Mauldin v. Commissioner, 16 T.C. 754 (T.C. 1951)
A family partnership is valid for income tax purposes if it is formed with a bona fide intent to conduct business as partners, and the partners actually operate the business as such, even if the primary motive is tax reduction and some partners contribute capital but not services.
Summary
In Mauldin v. Commissioner, the Tax Court addressed whether a partnership formed between a husband, wife, and son was valid for federal income tax purposes, specifically concerning the wife’s share of partnership income. The Commissioner argued that the wife was not a real partner and her share should be taxed to the husband. The majority of the Tax Court upheld the Commissioner’s determination, finding insufficient evidence to prove the wife’s genuine partnership. However, the dissenting judges argued that the wife’s capital contribution, the formal partnership agreements, and the actual distribution of profits demonstrated a real partnership, regardless of the tax-saving motive. This case highlights the scrutiny family partnerships face and the importance of demonstrating genuine business purpose and operation.
Facts
Petitioner W.M. Mauldin initially operated the Rock Hill Coca-Cola Bottling Co. as a sole proprietorship. On December 23, 1936, Mauldin gifted a portion of the business assets to his wife, Mayme W. Mauldin. Subsequently, in January 1937, Mauldin, his wife, and later their son, W.M. Mauldin, Jr., entered into partnership agreements to operate the bottling company. The partnership agreements were formalized in writing and substantially similar across the years, including the taxable year 1940 at issue. Mrs. Mauldin contributed capital to the partnership in the form of the assets gifted to her by her husband. Profits were credited to Mrs. Mauldin’s account, totaling $98,734.54 between December 31, 1937, and December 31, 1943, with withdrawals and a credit balance of $22,107.05 at the end of the period. Mrs. Mauldin had control over her withdrawals and made her own investments. The son also contributed capital, and the Commissioner did not dispute his partnership status.
Procedural History
The Commissioner of Internal Revenue determined that for the taxable year 1940, the partnership was not valid concerning Mrs. Mauldin, and her share of the partnership income was taxable to Mr. Mauldin. The Tax Court reviewed the Commissioner’s determination.
Issue(s)
1. Whether the partnership agreement between petitioner, his wife, and son, specifically concerning the inclusion of petitioner’s wife, was a bona fide partnership for federal income tax purposes in 1940?

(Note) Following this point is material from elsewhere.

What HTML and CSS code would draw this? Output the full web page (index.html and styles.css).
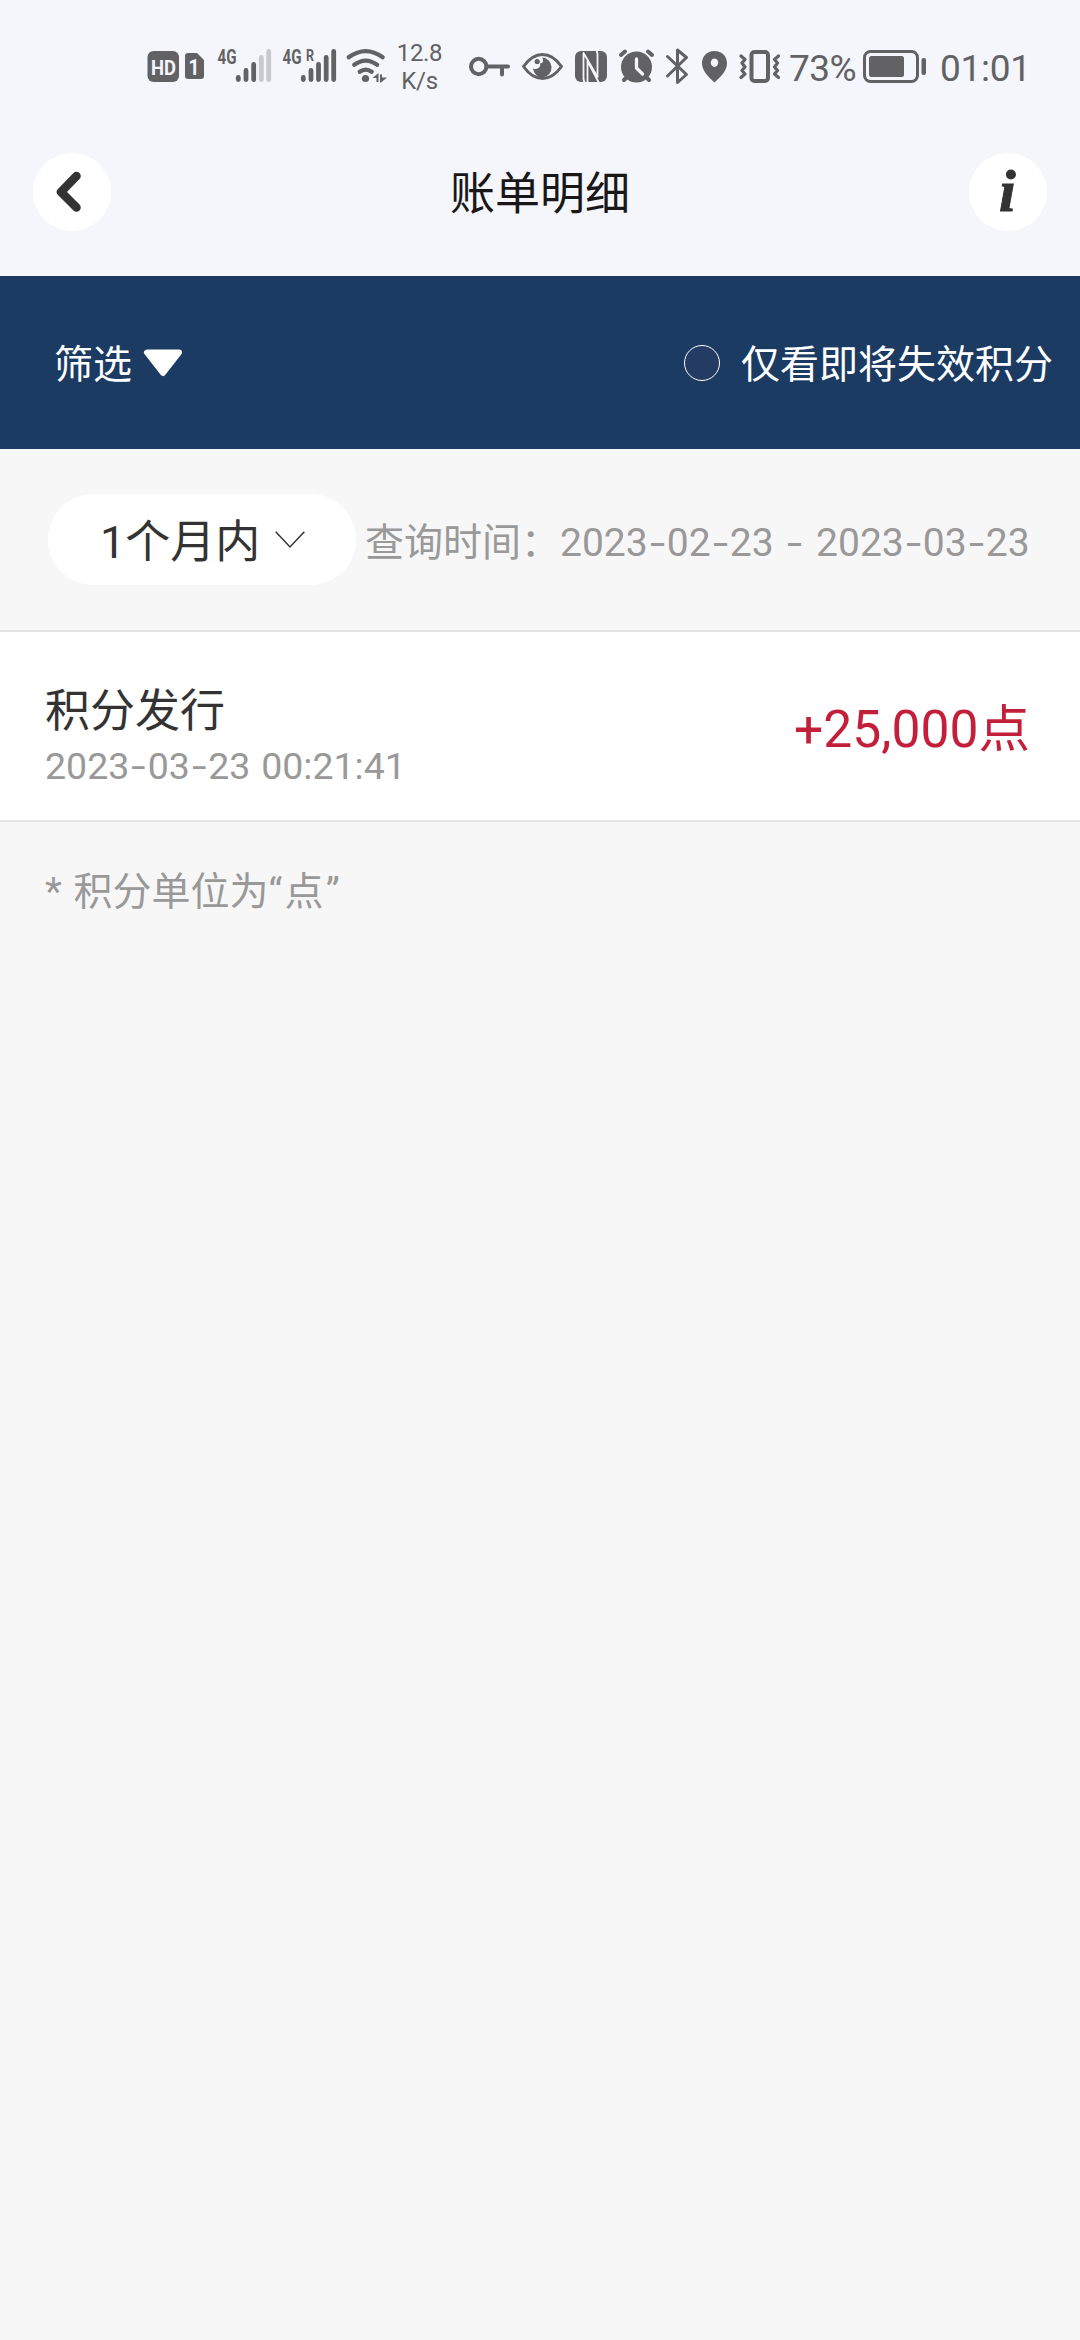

2. Whether the income attributed to Mrs. Mauldin as a partner should be taxed to Mr. Mauldin, despite the formal partnership agreement and capital contribution from Mrs. Mauldin?
Holding
1. No. The Tax Court, in its majority opinion (inferred from the dissent), implicitly held that the partnership was not bona fide with respect to Mrs. Mauldin for income tax purposes.
2. Yes. The Tax Court (majority opinion inferred) upheld the Commissioner’s determination that the income attributed to Mrs. Mauldin should be taxed to Mr. Mauldin.
Court’s Reasoning
The dissenting opinion indicates that the majority of the Tax Court likely reasoned that Mrs. Mauldin was not a true partner for profit-sharing purposes. The dissent criticizes this, arguing that the Commissioner’s determination was unwarranted based on the facts. Judge Black, writing the dissent, emphasized that while family arrangements diverting income are subject to scrutiny, a tax-saving motive alone does not invalidate a real transaction. Citing Gregory v. Helvering, the dissent distinguished between shams and genuine transactions, stating that if a transaction is “real and what it purports to be and is thereafter lived up to, the tax-saving motive does not vitiate it.” The dissent argued that the partnership with Mrs. Mauldin was real because she contributed capital (the gifted assets), had profits credited to her account, and controlled her withdrawals. The dissent pointed out that the Commissioner accepted the son’s partnership despite a similar capital contribution and no service contribution from Mrs. Mauldin. Judge Black stated, “One does not have to contribute services to be a member of a partnership. Many perfectly valid partnerships exist where one or more partners contribute no services at all, their contribution being of capital.” The dissent rejected the notion that the business was primarily personal services income under Lucas v. Earl, noting the significant capital investment in the Coca-Cola bottling business. The dissent concluded that the partnership was valid and should be recognized for tax purposes, and Mrs. Mauldin’s share of income should not be taxed to Mr. Mauldin.
Practical Implications
Mauldin v. Commissioner (as represented by the dissent’s description of the majority view) illustrates the challenges family partnerships faced in early tax law, particularly when tax avoidance was a motive. While a tax-saving motive is not inherently illegal, transactions within families are scrutinized for their bona fides. The case suggests that for a family partnership to be recognized, it must be demonstrably real, with actual capital contributions and operational reality. Later cases and evolving tax law have further clarified the criteria for recognizing family partnerships, often focusing on factors like intent to conduct a business, actual contributions of capital or services, and control over income. This case serves as a reminder that while capital contribution can be sufficient for partnership status, the totality of circumstances, evidencing a genuine business purpose and operation as partners, is critical, especially in family contexts. The dissent’s emphasis on the reality of the transaction and the wife’s capital contribution foreshadows later developments in the legal understanding of family partnerships and the recognition of capital as a valid contribution, even without services.